Real life is the ultimate ally of the Blank Page. Relationship problems, financial problems and, of course, the dreaded Day Job - all of these things prey on my mind, stifling my creativity and slowly driving me to distraction.
But now it seems I have found a solution. How effective it will be, only time will tell. ‘Write about writing’ someone suggested to me. The fruits of that labour you are just about to finish reading. With any luck it will spur me on to new literary horizons. Like everything, practice makes perfect, and the first step is always the hardest.

Monday, May 09, 2005

Stay tuned...

...there will be some more snippets up here soon. I've had a welcome and much needed boost from a guy on the forums at Red Hot Pawn (see right for link). He started a prose competition on the forums, and I've entered a couple of pieces. My first entry is below but the second one I've entered is still being judged, so I'll wait until I get the results of the competition before I put it up.
This first one was an expansion on one of the 100 word stories you can find further down in this blog. It came third out of five.

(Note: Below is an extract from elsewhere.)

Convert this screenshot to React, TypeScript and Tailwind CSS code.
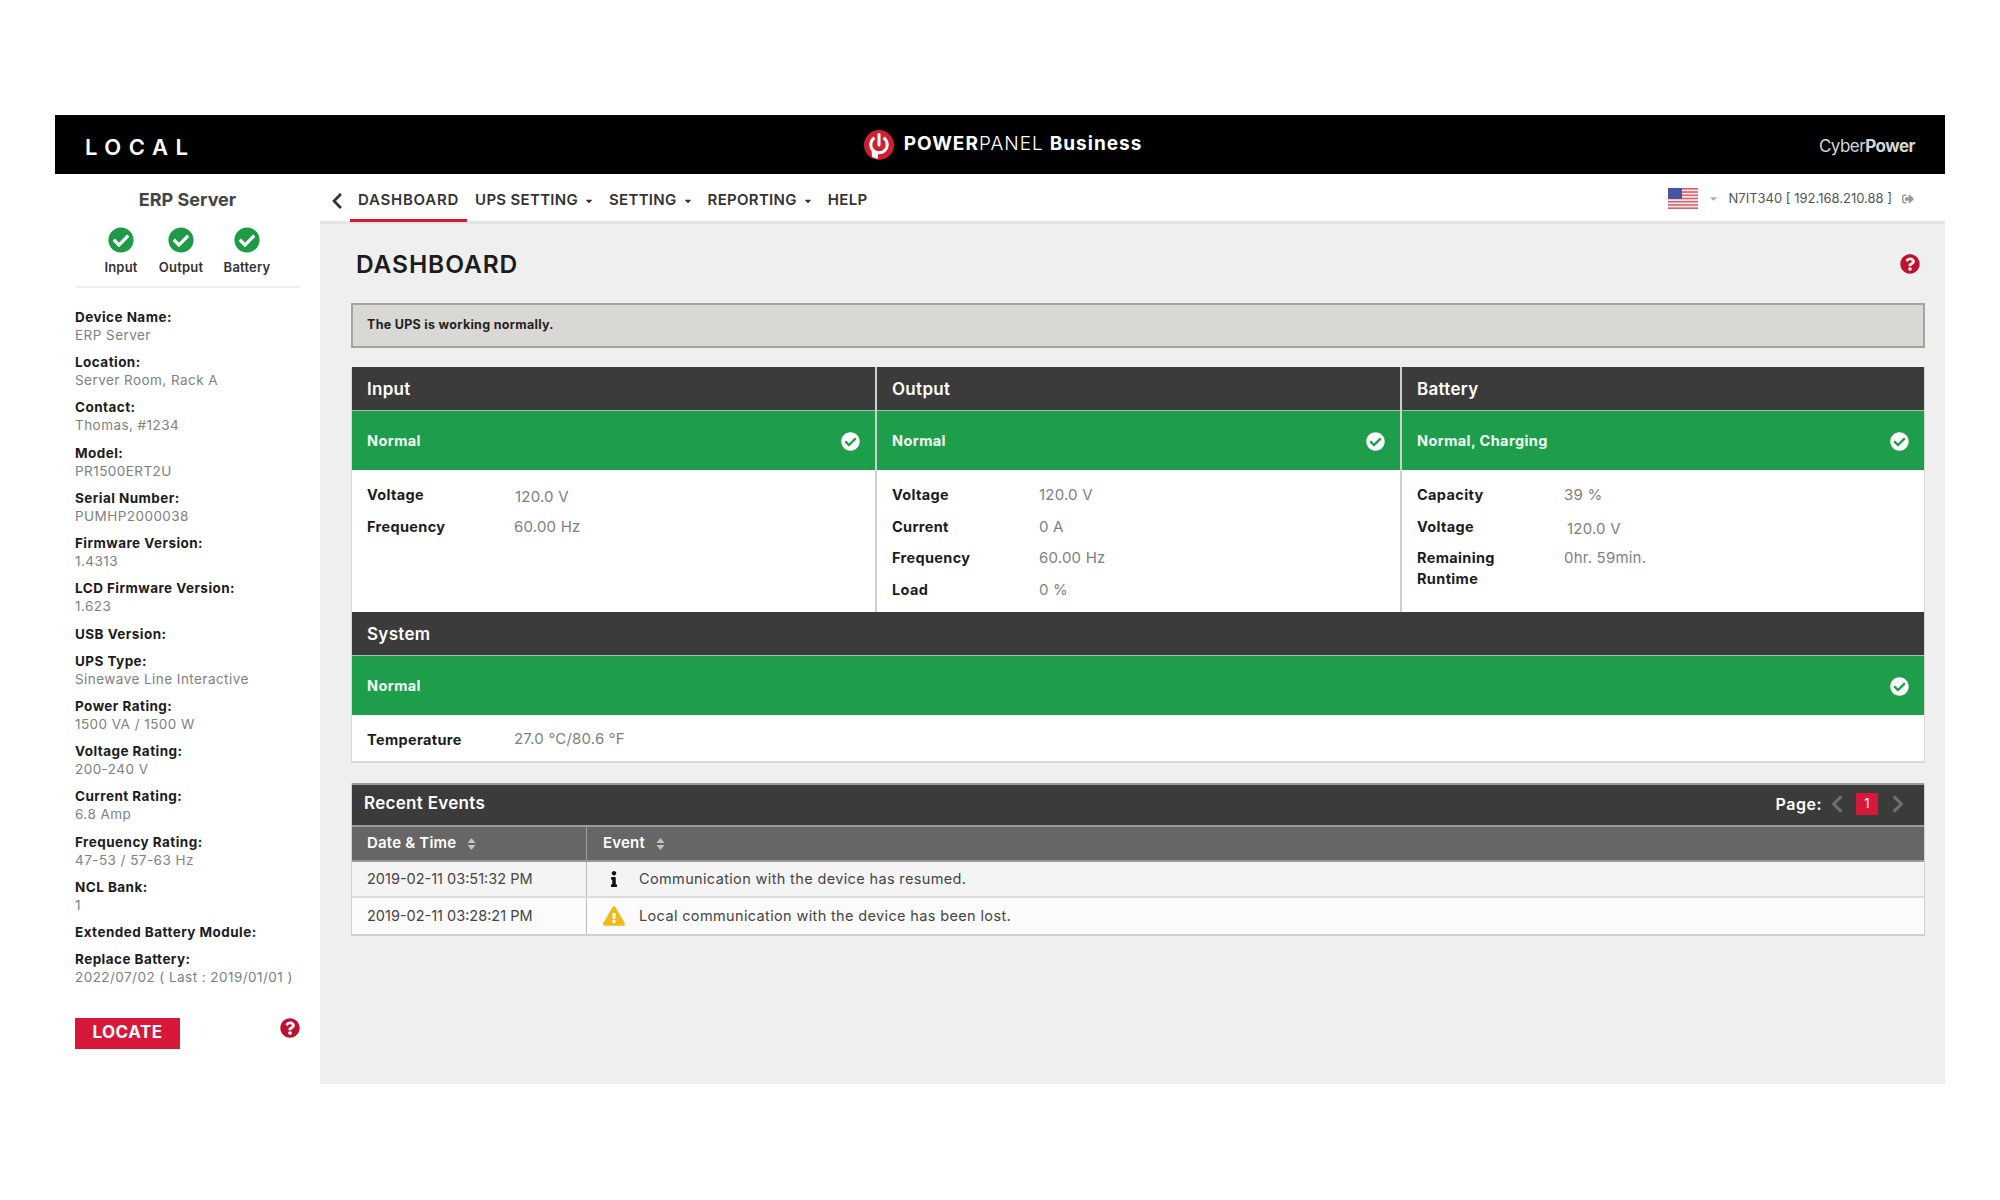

First place deserved it, but I was robbed of second place >:(

The Time Machine

At last, it was finished. As he approached the Time Machine, he pondered where to go. Or rather, when to go. Not wanting to upset time too much on his first trip, he decided to start small, just go back a few hours; there could be no harm in that surely?
He walked slowly around the Machine, admiring the product of all the hard work and dedication he had put into this project in the last few years. He could scarcely believe it was finished. So many times he had considered discarding the whole crazy idea. So often he had sat up all night working on the crucial theory that needed to be perfected before it could be put into practice.
He sat down in the worn leather seat that he had scavenged from his old Jaguar, taking comfort from it’s familiar curves. He took a few deep breaths in a vain attempt to calm the butterflies that were rioting in his stomach. Reaching out with hands clammy from nervous sweat, he began adjusting the Machine’s controls.
He finished setting the Machine up for it’s first test journey and paused, momentarily awed at the enormity of what he was doing. He was about to be the first human to travel against the flow of time, into the past. The implications were enormous, the wrongs he could set right, the money he could make. With visions of grandeur floating through his brain, he reached for the lever that would engage the Machine’s Temporal Drive and, finally, got the Machine started on it’s epic voyage to the past.
As the whir of the Drive powering up became louder, doubts began to assail him. What if it didn’t work? What if the failure was catastrophic? He wasn’t an adventurer, he was an inventor, he should have found someone braver to do the actual testing. His pulse accelerated and he took in great gulps of air to quell those rowdy butterflies. It didn’t work, and he began to shake as all sorts of possible catastrophic scenarios flicked through his mind. And then it was too late. With a brief flash of light, the Machine turned itself about in time and headed back the way it had come. A few moments of it’s own time later, the drive wound down and the Machine returned it’s temporal velocity to that which we are all more familiar with.
Inside the machine, he began to realise that something had gone wrong. When the machine had arrived in it’s new time, he had found himself greeted by a sudden rush of air and a cold like he had never experienced. The fear reached a new crescendo as he peered out of the window and looked out at the unexpected inky blackness, speckled with millions of pinpricks of light. Then, as the Machine rolled through the void, he saw the Earth, beautifully framed by the window, but horribly distant. His dying thought was the realisation that in his hurry to conquer Time, he’d neglected that other half of the famous continuum – Space.